What to produce
Go through the listing below and list every line with "that".

Excerpted data
------------------------------------------------------------
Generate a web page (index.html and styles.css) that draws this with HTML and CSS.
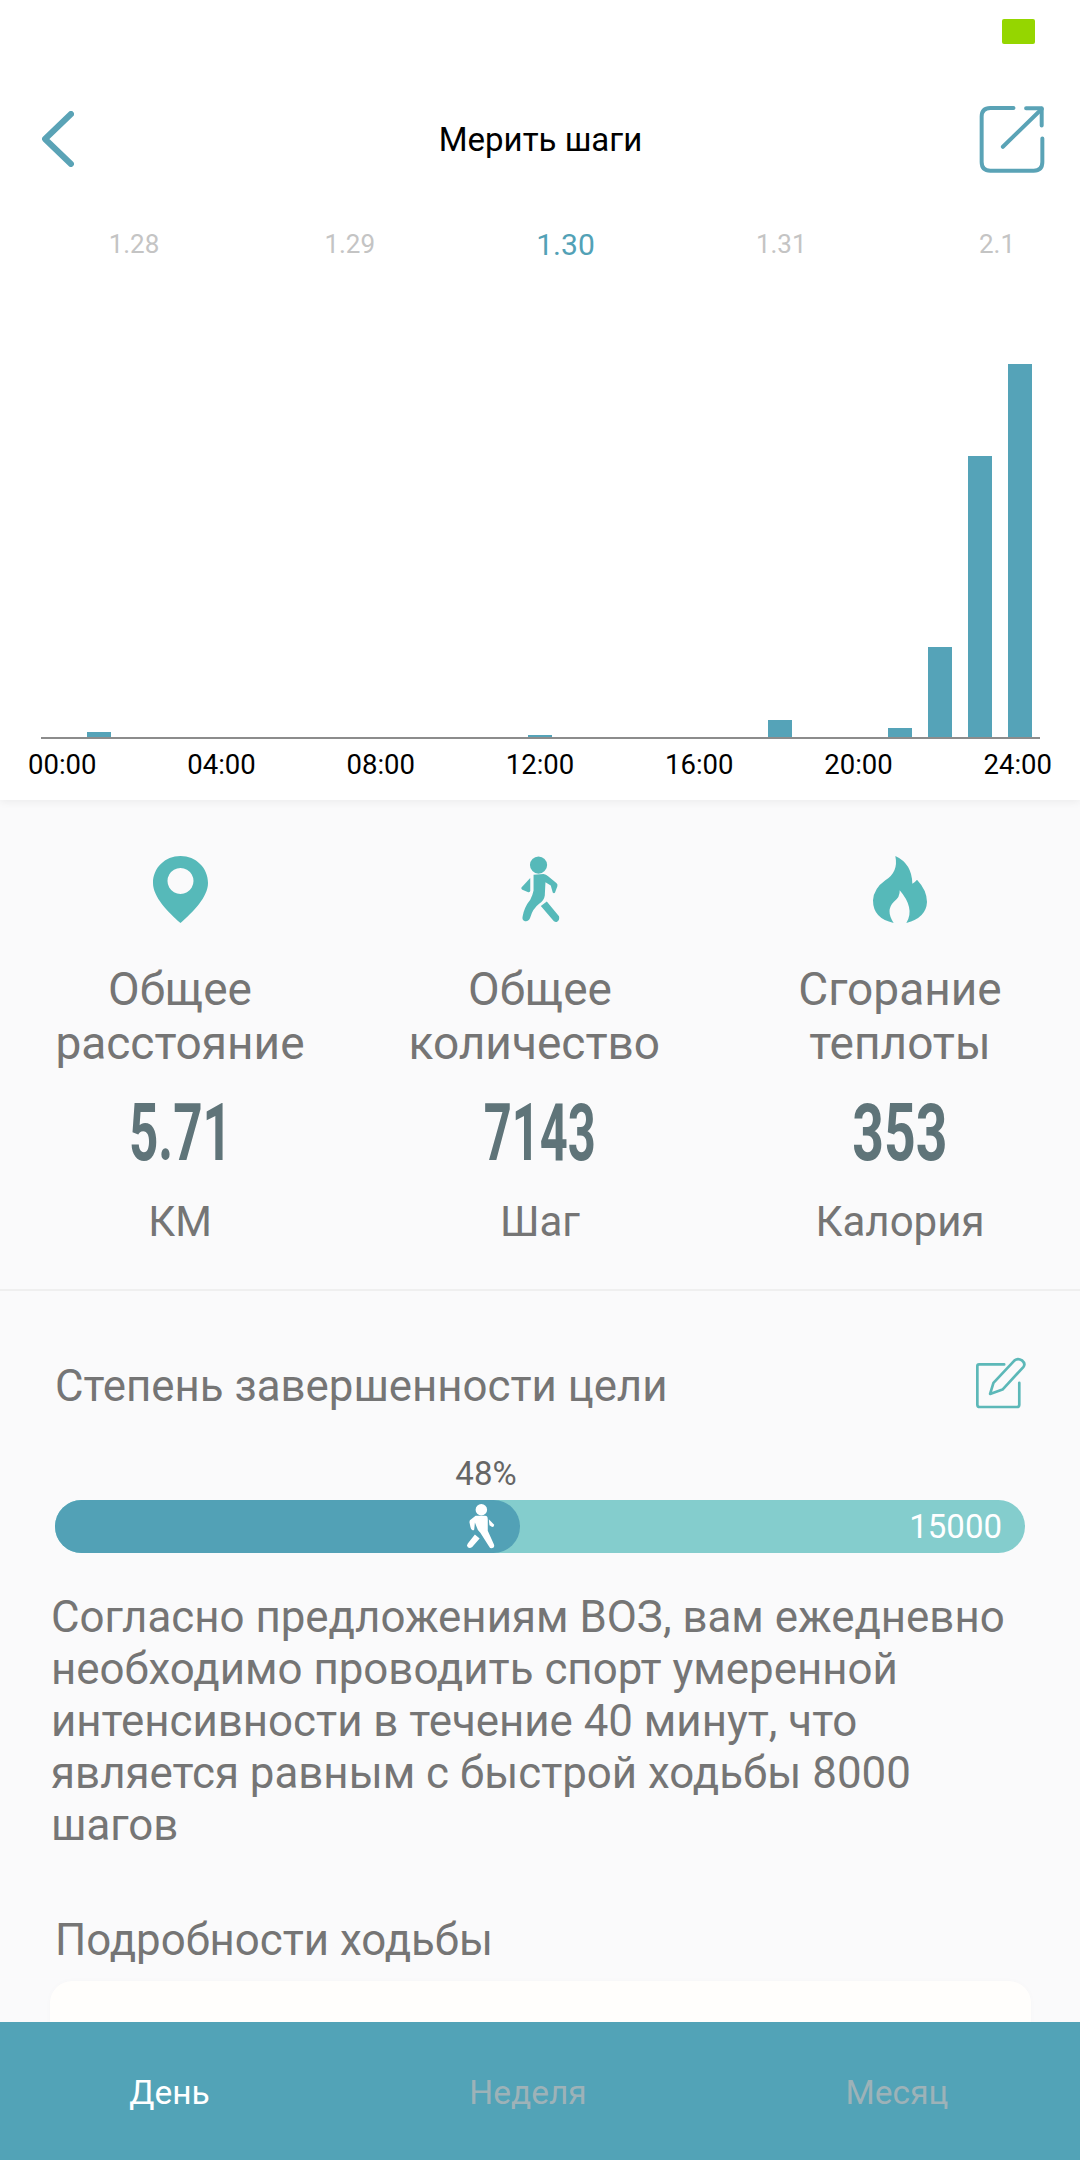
FILE: index.html
```html
<!DOCTYPE html>
<html lang="ru">
<head>
    <meta charset="UTF-8">
    <meta name="viewport" content="width=device-width, initial-scale=1.0">
    <title>Мерить шаги</title>
    <link rel="stylesheet" href="styles.css">
</head>
<body>
    <div class="page">
        <header class="header">
            <div class="status"><span class="battery"></span></div>
            <div class="topbar">
                <svg class="back" viewBox="0 0 32 56"><path d="M29 3 L3 28 L29 53" fill="none" stroke="#5aa3b6" stroke-width="6" stroke-linecap="round" stroke-linejoin="round"/></svg>
                <h1 class="title">Мерить шаги</h1>
                <svg class="share" viewBox="55 45 197 202" fill="none" stroke="#5aa3b6" stroke-width="12" stroke-linecap="round" stroke-linejoin="round">
                    <path d="M158 51 H88 Q62 51 62 77 V214 Q62 240 88 240 H219 Q245 240 245 214 V143"/>
                    <path d="M126 168 L243 54"/>
                    <path d="M196 52 H243 V104"/>
                </svg>
            </div>
            <div class="dates">
                <span class="date">1.28</span>
                <span class="date">1.29</span>
                <span class="date active">1.30</span>
                <span class="date">1.31</span>
                <span class="date">2.1</span>
            </div>
            <div class="chart">
                <div class="col"><i style="height:5px"></i></div>
                <div class="col"></div>
                <div class="col"></div>
                <div class="col"></div>
                <div class="col"></div>
                <div class="col"></div>
                <div class="col"></div>
                <div class="col"></div>
                <div class="col"></div>
                <div class="col"></div>
                <div class="col"></div>
                <div class="col"><i style="height:2px"></i></div>
                <div class="col"></div>
                <div class="col"></div>
                <div class="col"></div>
                <div class="col"></div>
                <div class="col"></div>
                <div class="col"><i style="height:17px"></i></div>
                <div class="col"></div>
                <div class="col"></div>
                <div class="col"><i style="height:9px"></i></div>
                <div class="col"><i style="height:90px"></i></div>
                <div class="col"><i style="height:281px"></i></div>
                <div class="col"><i style="height:373px"></i></div>
            </div>
            <div class="axis">
                <span>00:00</span>
                <span>04:00</span>
                <span>08:00</span>
                <span>12:00</span>
                <span>16:00</span>
                <span>20:00</span>
                <span>24:00</span>
            </div>
        </header>

        <main class="content">
            <section class="stats">
                <div class="stat">
                    <svg class="stat-icon pin" viewBox="0 0 55 67"><path fill-rule="evenodd" d="M27.5 0 C12 0 0 12 0 27 C0 41 15 56 27.5 67 C40 56 55 41 55 27 C55 12 43 0 27.5 0 Z M27.5 12 A13 13 0 1 1 27.49 12 Z"/></svg>
                    <div class="stat-label">Общее<br>расстояние</div>
                    <div class="stat-value"><span>5.71</span></div>
                    <div class="stat-unit">КМ</div>
                </div>
                <div class="stat">
                    <svg class="stat-icon walker" viewBox="90 47 118 200">
                        <circle cx="143" cy="73" r="26"/>
                        <path d="M128 102 L158 100 Q166 101 172 107 L197 127 Q202 131 200 137 L193 156 Q190 161 186 156 L180 135 L164 125 L162 165 Q160 180 145 190 Q125 205 118 232 Q113 245 102 243 Q92 240 95 228 Q100 200 118 178 Q125 165 128 150 Z"/>
                        <path d="M118 112 L118 150 Q118 156 112 155 L94 148 Q89 145 92 140 Z"/>
                        <path d="M150 197 L168 183 L205 228 Q208 240 198 245 Q190 247 185 238 Z"/>
                    </svg>
                    <div class="stat-label">Общее<br>количество&nbsp;</div>
                    <div class="stat-value tight"><span>7143</span></div>
                    <div class="stat-unit">Шаг</div>
                </div>
                <div class="stat">
                    <svg class="stat-icon flame" viewBox="68 47 162 201"><path d="M135 47 Q185 70 186 130 Q195 125 200 118 Q230 150 230 185 Q228 232 168 248 Q182 225 176 200 Q170 175 148 150 Q150 170 130 185 Q105 210 130 248 Q68 235 68 180 Q70 145 105 120 Q145 95 135 47 Z"/></svg>
                    <div class="stat-label">Сгорание<br>теплоты</div>
                    <div class="stat-value wide"><span>353</span></div>
                    <div class="stat-unit">Калория</div>
                </div>
            </section>

            <section class="goal">
                <div class="goal-head">
                    <h2 class="section-title">Степень завершенности цели</h2>
                    <svg class="edit" viewBox="40 45 155 158" fill="none" stroke="#5cb8b8" stroke-width="8" stroke-linejoin="round" stroke-linecap="round">
                        <path d="M127 70 H52 Q47 70 47 75 V190 Q47 197 54 197 H165 Q172 197 172 190 V125"/>
                        <path d="M85 158 L95 125 L158 58 Q168 50 180 58 Q192 68 184 78 L122 145 Z"/>
                    </svg>
                </div>
                <div class="percent">48%</div>
                <div class="progress">
                    <div class="progress-fill" style="width:465px">
                        <svg class="progress-walker" viewBox="82 73 88 133" fill="#fff">
                            <circle cx="127" cy="90" r="17"/>
                            <path d="M110 108 H138 Q146 108 146 118 V152 L164 192 Q168 203 158 204 Q151 204 148 196 L124 158 Q115 150 112 138 L108 128 L106 148 Q104 152 100 150 Q96 148 95 142 L92 128 Q91 121 97 118 Z"/>
                            <path d="M149 118 L165 134 Q165 141 159 141 L151 136 Z"/>
                            <path d="M108 163 L122 175 L100 200 Q93 206 87 201 Q82 196 87 190 Z"/>
                        </svg>
                    </div>
                    <span class="progress-total">15000</span>
                </div>
                <p class="advice">Согласно предложениям ВОЗ, вам ежедневно необходимо проводить спорт умеренной интенсивности в течение 40 минут, что является равным с быстрой ходьбы 8000 шагов</p>
            </section>

            <section class="details">
                <h2 class="section-title">Подробности ходьбы</h2>
                <div class="details-card"></div>
            </section>
        </main>

        <nav class="tabs">
            <span class="tab active">День</span>
            <span class="tab">Неделя</span>
            <span class="tab">Месяц</span>
        </nav>
    </div>
</body>
</html>
```

FILE: styles.css
```css
* {
    box-sizing: border-box;
}
body {
    margin: 0;
    font-family: Roboto, "Liberation Sans", sans-serif;
    background-color: #fafafb;
}
.page {
    width: 1080px;
    height: 2160px;
    display: flex;
    flex-direction: column;
    overflow: hidden;
}

/* header and chart */
.header {
    position: relative;
    height: 800px;
    background-color: #fff;
    box-shadow: 0 2px 8px rgba(0, 0, 0, 0.06);
}
.status {
    height: 64px;
    padding: 19px 45px 0 0;
    display: flex;
    justify-content: flex-end;
}
.battery {
    width: 33px;
    height: 25px;
    background-color: #95d600;
    border-radius: 2px;
}
.topbar {
    height: 150px;
    padding: 0 35px 0 36px;
    display: grid;
    grid-template-columns: 1fr auto 1fr;
    align-items: center;
}
.back {
    width: 32px;
    height: 56px;
    margin-left: 6px;
}
.title {
    margin: 0;
    font-size: 33px;
    font-weight: 400;
    color: #000;
}
.share {
    width: 66px;
    height: 67px;
    justify-self: end;
}
.dates {
    height: 60px;
    padding: 0 18px 0 69px;
    display: flex;
    justify-content: space-between;
    align-items: center;
}
.date {
    width: 130px;
    text-align: center;
    font-size: 26px;
    color: #c4c4c4;
}
.date.active {
    font-size: 30px;
    color: #52a1b6;
}
.chart {
    height: 465px;
    margin: 0 40px 0 41px;
    padding-left: 38px;
    display: flex;
    align-items: flex-end;
    border-bottom: 2px solid #8c8c8c;
}
.col {
    flex: 1;
    padding: 0 8px;
}
.col i {
    display: block;
    background-color: #55a3b8;
}
.axis {
    padding: 11px 28px 0;
    display: flex;
    justify-content: space-between;
    font-size: 27.5px;
    line-height: 30px;
    color: #000;
}

/* totals */
.content {
    flex: 1;
    overflow: hidden;
}
.stats {
    padding: 56px 0 42px;
    display: grid;
    grid-template-columns: repeat(3, 1fr);
    border-bottom: 2px solid #efefef;
}
.stat {
    text-align: center;
}
.stat-icon {
    display: block;
    height: 67px;
    margin: 0 auto;
    fill: #56b9b9;
}
.pin {
    width: 55px;
}
.walker {
    width: 39px;
}
.flame {
    width: 54px;
}
.stat-label {
    margin-top: 39px;
    font-size: 46px;
    line-height: 54px;
    color: #757575;
}
.stat-value {
    margin-top: 23px;
    font-size: 80px;
    line-height: 80px;
    font-weight: 700;
    color: #5f7479;
}
.stat-value span {
    display: inline-block;
    transform: scaleX(0.64);
}
.stat-value.tight span {
    transform: scaleX(0.61);
}
.stat-value.wide span {
    transform: scaleX(0.69);
}
.stat-unit {
    margin-top: 24px;
    font-size: 42px;
    line-height: 50px;
    color: #757575;
}

/* goal */
.goal {
    padding: 65px 0 0;
}
.goal-head {
    height: 60px;
    padding: 0 53px 0 55px;
    display: flex;
    justify-content: space-between;
    align-items: flex-start;
}
.section-title {
    margin: 0;
    font-size: 43.8px;
    line-height: 60px;
    font-weight: 400;
    color: #757575;
}
.edit {
    width: 52px;
    height: 53px;
}
.percent {
    width: 860px;
    margin: 38px 0 0 56px;
    text-align: center;
    font-size: 33px;
    line-height: 40px;
    color: #666;
}
.progress {
    position: relative;
    height: 53px;
    margin: 6px 55px 0;
    padding-right: 23px;
    display: flex;
    justify-content: flex-end;
    align-items: center;
    background-color: #84cdcd;
    border-radius: 27px;
}
.progress-fill {
    position: absolute;
    left: 0;
    top: 0;
    bottom: 0;
    padding-right: 24px;
    display: flex;
    justify-content: flex-end;
    align-items: center;
    background-color: #52a1b6;
    border-radius: 27px;
}
.progress-walker {
    width: 30px;
    height: 45px;
}
.progress-total {
    font-size: 33px;
    color: #fff;
}
.advice {
    margin: 38px 68px 0 51px;
    font-size: 43.85px;
    line-height: 52px;
    color: #757575;
}

/* details */
.details {
    margin-top: 59px;
}
.details .section-title {
    padding-left: 55px;
}
.details-card {
    height: 100px;
    margin: 11px 49px 0 50px;
    background-color: #fffefc;
    border-radius: 22px;
    box-shadow: 0 0 6px rgba(0, 0, 0, 0.02);
}

/* bottom tabs */
.tabs {
    height: 138px;
    display: grid;
    grid-template-columns: 1fr 1fr 1fr;
    background-color: #52a3b7;
    font-size: 33.5px;
    line-height: 142px;
}
.tab {
    text-align: center;
    color: #9db2b8;
}
.tab:nth-child(1) {
    padding-right: 21px;
}
.tab:nth-child(2) {
    padding-right: 24px;
}
.tab:nth-child(3) {
    padding-right: 6px;
}
.tab.active {
    color: #fff;
}
```
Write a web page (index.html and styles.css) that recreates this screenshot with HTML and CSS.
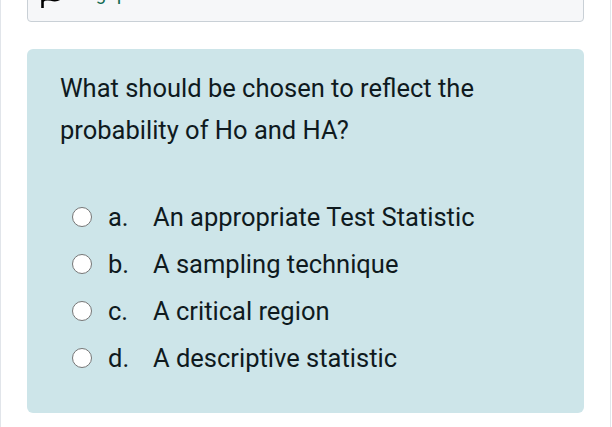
FILE: index.html
```html
<!DOCTYPE html>
<html>
<head>
<meta charset="utf-8">
<link rel="stylesheet" href="styles.css">
</head>
<body>
<div class="card">
  <div class="info">
    <svg class="flag" width="22" height="26" viewBox="0 0 22 26">
      <path d="M2.5 2 V26" stroke="#000" stroke-width="2.6" fill="none"/>
      <path d="M2.5 4 C7 0 12 8 19.5 4 V17 C13 21 8 14 2.5 19" stroke="#000" stroke-width="2.4" fill="none"/>
    </svg>
    <span class="flaglink">Flag question</span>
  </div>
  <div class="formulation">
    <div class="qtext">What should be chosen to reflect the probability of Ho and HA?</div>
    <div class="answers">
      <div class="opt"><span class="radio"></span><span class="letter">a.</span><span class="atext">An appropriate Test Statistic</span></div>
      <div class="opt"><span class="radio"></span><span class="letter">b.</span><span class="atext">A sampling technique</span></div>
      <div class="opt"><span class="radio"></span><span class="letter">c.</span><span class="atext">A critical region</span></div>
      <div class="opt"><span class="radio"></span><span class="letter">d.</span><span class="atext">A descriptive statistic</span></div>
    </div>
  </div>
</div>
</body>
</html>
```

FILE: styles.css
```css
html, body {
  margin: 0;
  padding: 0;
  background: #ffffff;
  overflow: hidden;
}
body {
  font-family: Roboto, "Liberation Sans", sans-serif;
  color: #0f1a1e;
}
.card {
  width: 611px;
  box-sizing: border-box;
  height: 460px;
  margin-top: -30px;
  border-left: 1px solid #e1e5ea;
  border-right: 1px solid #e1e5ea;
  padding: 0 26px;
}
.info {
  display: flex;
  align-items: flex-start;
  box-sizing: border-box;
  height: 52px;
  padding: 11px 12px 0 12px;
  background: #f6f7f9;
  border: 1px solid #c9d0d6;
  border-radius: 4px;
  font-size: 18.5px;
  line-height: 24px;
}
.flag {
  flex: none;
  margin-top: -0.5px;
  margin-right: 9px;
}
.flaglink {
  color: #146b52;
}
.formulation {
  margin-top: 27px;
  background: #cde5e9;
  border-radius: 6px;
  padding: 18px 20px 32px 33px;
}
.qtext {
  font-size: 25.5px;
  line-height: 42px;
  width: 470px;
}
.answers {
  margin-top: 42px;
}
.opt {
  display: flex;
  align-items: center;
  height: 47px;
  font-size: 25.5px;
}
.radio {
  width: 20px;
  height: 20px;
  box-sizing: border-box;
  border: 1.6px solid #767676;
  border-radius: 50%;
  background: #ffffff;
  margin-left: 12px;
  margin-right: 16px;
}
.letter {
  width: 45px;
}
```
------------------------------------------------------------
Response below
Generate a web page (index.html and styles.css) that draws this with HTML and CSS.
Write a web page (index.html and styles.css) that recreates this screenshot with HTML and CSS.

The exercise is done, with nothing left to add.